In Britain, it is illegal for GE crops to be commercially grown. Currently, all GE plantings are part of field tests governed by the biotech companies. Yet in the U.S., 70 million acres of GE crops were grown last year alone. Estimates put 60 percent of the American diet consisting of genetically engineered foods, an alarming statistic when it’s considered that most Americans don’t know what GE food is.

“The European regulatory framework is not more or less safe than America’s,” asserts Jacklyn Sheedy, facilitator of the London-based Genetic Engineering Network. “It’s just that Americans put blind faith in the FDA and don’t question it enough.” Member of Parliament Norman Baker takes the blame one step farther, to the U.S. government. “Your current administration has been subject to regulatory capture. Because of the revolving door policy between the U.S. government and the biotech companies, the situation is out of control. There is no longer an independent arbiter; it’s in the hands of the people who stand to profit. The American government is acting as a marketing device for the biotech companies, Monsanto in particular.”

U.S.-based Monsanto has become the target of choice in England. Dan Verakis, St. Louis-based Monsanto manager of public affairs, says the backlash against his company is the result of an aggressive activist industry and a hostile media environment, coupled with recent food scares. “The reason we’ve seen controversy in Great Britain, unlike anywhere else in the world, is mad cow disease,” Verakis says. “I don’t blame them a bit, after that. We’ve been fortunate to never experience similar meat contamination in the United States.” Verakis adds, “We have an enormous self-interest that this technology be safe. If we ever hurt humans, we’d be out of business!”

Monsanto has bet its future on genetically engineered products, introducing such foods as Round-Up Ready soybeans, which are immune to applications of Monsanto’s own herbicide, Round-Up, and Terminator technology, so named for its ability to engineer plants to produce sterile seeds. The British are concerned with the Round-Up Ready technology because of the increased level of chemical spraying it will encourage. Bird and nature conservancy groups worry about the negative impacts increased spraying will have on bird populations.

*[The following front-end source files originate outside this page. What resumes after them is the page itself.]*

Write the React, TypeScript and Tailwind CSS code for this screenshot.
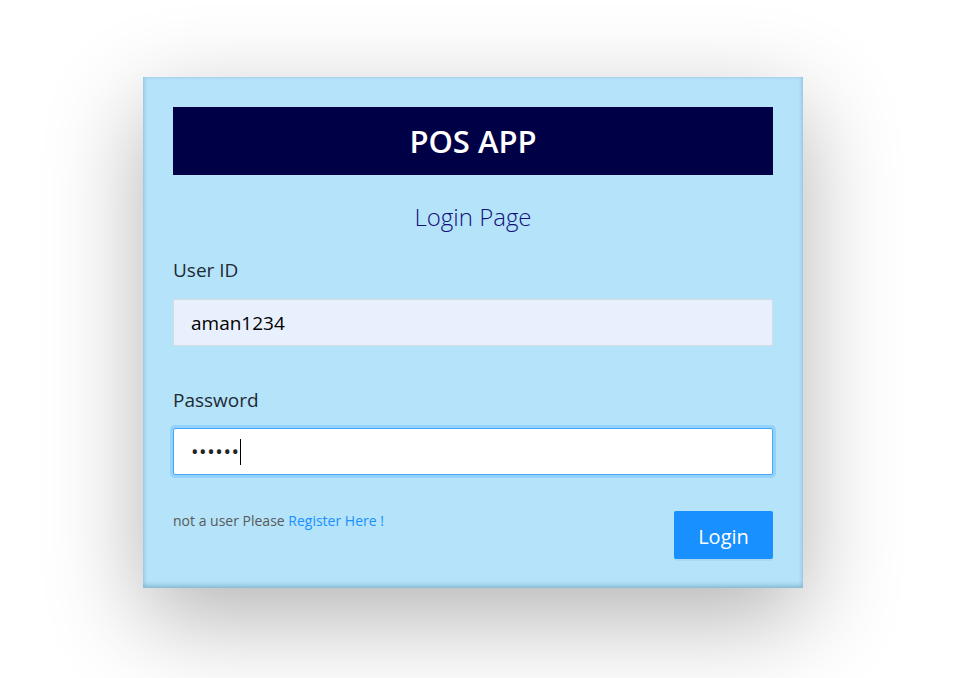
export default function App() {
  return (
    <div
      className="min-h-[678px] bg-white pt-[77px] pl-[143px]"
      style={{ fontFamily: '"Open Sans", "Noto Sans", sans-serif' }}
    >
      <div className="w-[660px] bg-[#b4e3fa] px-[30px] pt-[30px] pb-[29px] shadow-[0_30px_90px_rgba(0,0,0,0.3),inset_0_-3px_5px_rgba(0,60,100,0.2),inset_0_0_4px_rgba(0,60,100,0.12)]">
        {/* Header */}
        <div className="flex h-[68px] items-center justify-center bg-[#000046]">
          <h1 className="text-[31px] font-semibold text-white">POS APP</h1>
        </div>

        <h2 className="mt-[24px] h-[36px] text-center text-[24px] leading-[36px] font-light text-[#12127a]">
          Login Page
        </h2>

        {/* User ID */}
        <label className="mt-[21px] block h-[28px] text-[19px] leading-[28px] text-[#1f2a33]">
          User ID
        </label>
        <input
          readOnly
          value="aman1234"
          className="mt-[15px] block h-[47px] w-full rounded-[2px] border border-[#d4dbe3] bg-[#e8f0fe] px-[17px] text-[19px] text-black outline-none"
        />

        {/* Password */}
        <label className="mt-[40px] block h-[28px] text-[19px] leading-[28px] text-[#1f2a33]">
          Password
        </label>
        <div className="mt-[14px] flex h-[47px] w-full items-center rounded-[2px] border border-[#40a9ff] bg-white px-[17px] shadow-[0_0_0_3px_rgba(24,144,255,0.2)]">
          <span className="text-[20px] leading-none tracking-[0.6px] text-[#222]">••••••</span>
          <span className="h-[26px] w-px bg-black" />
        </div>

        {/* Footer */}
        <div className="mt-[36px] flex items-start justify-between">
          <p className="text-[14px] leading-[20px] text-[#595959]">
            not a user Please <a className="text-[#1890ff]">Register Here !</a>
          </p>
          <button className="h-[48px] w-[99px] rounded-[2px] bg-[#1890ff] pt-[3px] text-[20px] text-white shadow-[0_2px_0_rgba(0,0,0,0.045)]">
            Login
          </button>
        </div>
      </div>
    </div>
  );
}
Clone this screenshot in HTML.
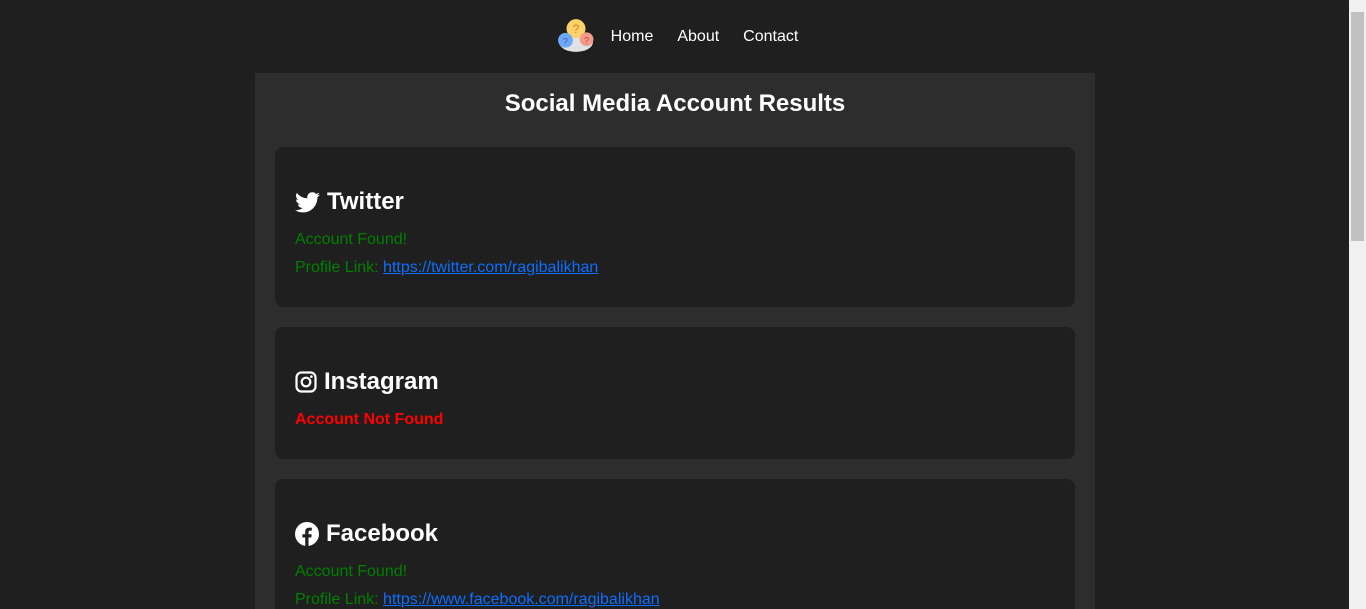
<!DOCTYPE html>
<html><head><meta charset="utf-8"><style>
*{box-sizing:border-box}
html,body{margin:0;padding:0;height:609px;overflow:hidden}
body{background:#1f1f1f;font-family:"Liberation Sans",Arial,sans-serif;color:#fff;position:relative}
.nav{height:73px;display:flex;justify-content:center;align-items:center;padding-left:1px}
.nav a{color:#fff;text-decoration:none;font-size:16px;margin:0 12px}
.logo{width:38px;height:36px;margin-right:4px;margin-top:-4px}
.wrap{position:absolute;left:255px;top:73px;width:840px;height:600px;background:#2d2d2d;padding:0 20px}
h1{margin:0;text-align:center;font-size:24px;line-height:28px;padding-top:17px;height:74px}
.card{background:#1f1f1f;border-radius:8px;padding:41px 20px 25px;margin-bottom:20px}
h2{margin:0 0 10px;font-size:24px;line-height:28px;display:flex;align-items:center}
h2 svg{margin-right:7px}
p{margin:0;line-height:28px;font-size:16px;color:#008000}
p a{color:#0d6efd}
.nf{color:#ff0000;font-weight:bold}
.sb{position:absolute;right:0;top:0;width:17px;height:609px;background:#f1f1f1}
.sb div{position:absolute;left:2px;top:12px;width:13px;height:229px;background:#c1c1c1}
</style></head><body>
<div class="nav">
<svg class="logo" viewBox="0 0 36 34"><ellipse cx="18" cy="24" rx="16" ry="9" fill="#dfe3e8"/><circle cx="18" cy="11" r="9" fill="#fcd36a"/><text x="18" y="15" font-size="11" text-anchor="middle" fill="#e07b2b" font-family="Liberation Sans">?</text><circle cx="8" cy="22" r="7" fill="#6ea8f5"/><text x="8" y="26" font-size="9" text-anchor="middle" fill="#3a5bd9" font-family="Liberation Sans">?</text><circle cx="28" cy="21" r="6.5" fill="#f19c8a"/><text x="28" y="25" font-size="9" text-anchor="middle" fill="#d9413a" font-family="Liberation Sans">?</text></svg>
<a>Home</a><a>About</a><a>Contact</a>
</div>
<div class="wrap">
<h1>Social Media Account Results</h1>
<div class="card"><h2><svg width="25" height="21" viewBox="0 0 24 20"><path fill="#fff" d="M24 2.4a10 10 0 0 1-2.8.8A5 5 0 0 0 23.3.5a10 10 0 0 1-3.1 1.2A4.9 4.9 0 0 0 11.8 6 14 14 0 0 1 1.7.9a4.9 4.9 0 0 0 1.5 6.6A4.9 4.9 0 0 1 1 6.9a4.9 4.9 0 0 0 3.9 4.9 5 5 0 0 1-2.2.1 4.9 4.9 0 0 0 4.600 3.4A9.9 9.9 0 0 1 0 17.3 14 14 0 0 0 7.5 19.5c9 0 14-7.5 14-14v-.6A10 10 0 0 0 24 2.4z"/></svg>Twitter</h2>
<p>Account Found!</p><p>Profile Link: <a href="#">https://twitter.com/ragibalikhan</a></p></div>
<div class="card"><h2><svg width="22" height="22" viewBox="0 0 22 22"><rect x="1.5" y="1.5" width="19" height="19" rx="5" fill="none" stroke="#fff" stroke-width="2.2"/><circle cx="11" cy="11" r="4.3" fill="none" stroke="#fff" stroke-width="2.2"/><circle cx="16.4" cy="5.6" r="1.3" fill="#fff"/></svg>Instagram</h2>
<p class="nf">Account Not Found</p></div>
<div class="card"><h2><svg width="24" height="24" viewBox="0 0 24 24"><circle cx="12" cy="12" r="12" fill="#fff"/><path fill="#1f1f1f" d="M13.5 24v-8.5h2.8l.4-3.3h-3.2v-2c0-.9.3-1.6 1.6-1.6h1.7V5.7c-.3 0-1.3-.1-2.5-.1-2.5 0-4.100 1.5-4.100 4.2v2.4H7.4v3.3h2.8V24z"/></svg>Facebook</h2>
<p>Account Found!</p><p>Profile Link: <a href="#">https://www.facebook.com/ragibalikhan</a></p></div>
</div>
<div class="sb"><div></div></div>
</body></html>
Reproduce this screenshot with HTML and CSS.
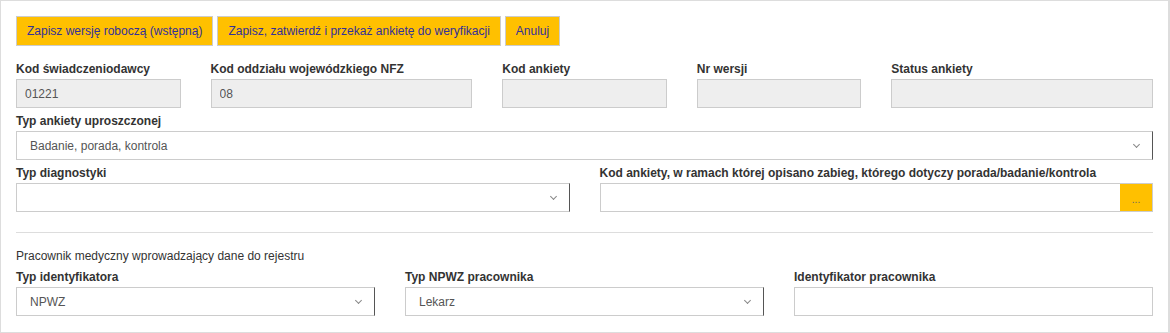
FILE: index.html
```html
<!DOCTYPE html>
<html lang="pl">
  <head>
    <meta charset="UTF-8" />
    <meta name="viewport" content="width=device-width, initial-scale=1.0" />
    <title>Ankieta uproszczona</title>
    <link rel="stylesheet" href="styles.css">
  </head>
  <body>
    <div class="panel">
      <div class="toolbar">
        <button class="btn-yellow">Zapisz wersję roboczą (wstępną)</button>
        <button class="btn-yellow">Zapisz, zatwierdź i przekaż ankietę do weryfikacji</button>
        <button class="btn-yellow">Anuluj</button>
      </div>

      <div class="row">
        <div class="col col-2 form-group">
          <label>Kod świadczeniodawcy</label>
          <input class="form-control" type="text" value="01221" readonly />
        </div>
        <div class="col col-3 form-group">
          <label>Kod oddziału wojewódzkiego NFZ</label>
          <input class="form-control" type="text" value="08" readonly />
        </div>
        <div class="col col-2 form-group">
          <label>Kod ankiety</label>
          <input class="form-control" type="text" readonly />
        </div>
        <div class="col col-2 form-group">
          <label>Nr wersji</label>
          <input class="form-control" type="text" readonly />
        </div>
        <div class="col col-3 form-group">
          <label>Status ankiety</label>
          <input class="form-control" type="text" readonly />
        </div>
      </div>

      <div class="form-group">
        <label>Typ ankiety uproszczonej</label>
        <div class="select-wrap">
          <select class="form-control">
            <option>Badanie, porada, kontrola</option>
          </select>
        </div>
      </div>

      <div class="row">
        <div class="col col-6 form-group">
          <label>Typ diagnostyki</label>
          <div class="select-wrap">
            <select class="form-control">
              <option></option>
            </select>
          </div>
        </div>
        <div class="col col-6 form-group">
          <label>Kod ankiety, w ramach której opisano zabieg, którego dotyczy porada/badanie/kontrola</label>
          <div class="input-group">
            <input class="form-control editable" type="text" />
            <button class="btn-pick">...</button>
          </div>
        </div>
      </div>

      <hr class="divider" />

      <p class="section-title">Pracownik medyczny wprowadzający dane do rejestru</p>

      <div class="row">
        <div class="col col-4 form-group">
          <label>Typ identyfikatora</label>
          <div class="select-wrap">
            <select class="form-control">
              <option>NPWZ</option>
            </select>
          </div>
        </div>
        <div class="col col-4 form-group">
          <label>Typ NPWZ pracownika</label>
          <div class="select-wrap">
            <select class="form-control">
              <option>Lekarz</option>
            </select>
          </div>
        </div>
        <div class="col col-4 form-group">
          <label>Identyfikator pracownika</label>
          <input class="form-control editable" type="text" />
        </div>
      </div>
    </div>
  </body>
</html>
```

FILE: styles.css
```css
/* General */
* {
  box-sizing: border-box;
}

body {
  margin: 0;
  font-family: "Liberation Sans", Arial, sans-serif;
  font-size: 12px;
  color: #333;
  background: #fff;
}

/* Panel */
.panel {
  width: 1170px;
  height: 333px;
  border: 1px solid #ddd;
  border-right-width: 2px;
  padding: 15px 15px 15px 15px;
}

/* Buttons on top */
.toolbar {
  display: flex;
  gap: 4px;
  margin-bottom: 16px;
}

.btn-yellow {
  height: 30px;
  padding: 0 10px;
  background-color: #ffc000;
  border: 1px solid #ccc;
  color: #33309a;
  font-family: inherit;
  font-size: 12px;
  cursor: pointer;
}

.btn-yellow:hover {
  background-color: #f0b400;
}

/* Grid */
.row {
  display: flex;
  margin: 0 -15px;
}

.col {
  padding: 0 15px;
}

.col-2 { width: 16.6667%; }
.col-3 { width: 25%; }
.col-4 { width: 33.3333%; }
.col-6 { width: 50%; }

/* Form */
.form-group {
  margin-bottom: 6px;
}

label {
  display: block;
  font-weight: bold;
  line-height: 14px;
  margin-bottom: 3px;
  color: #333;
  white-space: nowrap;
}

.form-control {
  display: block;
  width: 100%;
  height: 29px;
  padding: 0 8px;
  border: 1px solid #ccc;
  background-color: #eee;
  font-family: inherit;
  font-size: 12px;
  color: #555;
  outline: none;
}

.form-control.editable {
  background-color: #fff;
}

select.form-control {
  appearance: none;
  -webkit-appearance: none;
  background-color: #fff;
  border-right-color: #555;
  padding-left: 13px;
  color: #555;
}

.select-wrap {
  position: relative;
}

/* chevron */
.select-wrap::after {
  content: "";
  position: absolute;
  right: 14px;
  top: 11px;
  width: 4px;
  height: 4px;
  border-right: 1px solid #888;
  border-bottom: 1px solid #888;
  transform: rotate(45deg);
  pointer-events: none;
}

.input-group {
  display: flex;
}

.input-group .form-control {
  flex: 1;
  border-right: none;
}

.btn-pick {
  width: 33px;
  height: 29px;
  border: 1px solid #ccc;
  border-left: none;
  background-color: #ffc000;
  color: #666;
  font-size: 10px;
  padding: 4px 0 0;
}

/* Divider and section */
.divider {
  border: none;
  border-top: 1px solid #ddd;
  margin: 14px 0 16px;
}

.section-title {
  margin: 0 0 7px;
  line-height: 14px;
}
```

“Twenty percent of our land is urban,” says Jonathan Curtoys of the Royal Society for the Protection of Birds (RSPB) , the largest wildlife charity in Europe. “The other 80 percent is farmland, making farming concerns one of our most important issues.” The RSPB supports a moratorium and is calling on policy-makers to conduct extensive research on the long-term environmental effects.

Dr. Sue Mayer of GeneWatch UK echoes the concern for the countryside. “Our fields are much more a part of our environment in England,” she says. “We don’t have the Rockies or separate wilderness areas. Already this year there are less swallows on the line outside my house than last.”

In Britain, the press has played a pivotal role in bringing the important components of the issue before the public. The British daily The Guardian has been at the forefront, initiating media coverage of Monsanto and GE foods two years ago, sparking a print avalanche. Guardian Environmental Editor John Vidal sees U.S. media under pressure from biotechnology companies, namely Monsanto, to suppress important coverage. “No genetically engineered product has been successfully marketed in Britain as a result of the opposition here,” he says. “Perhaps five years from now, it will be the same in the rest of Europe. There is no reason why there shouldn’t be a similar grassroots movement in America, where the stakes are greater. You now have more to go on than we did.”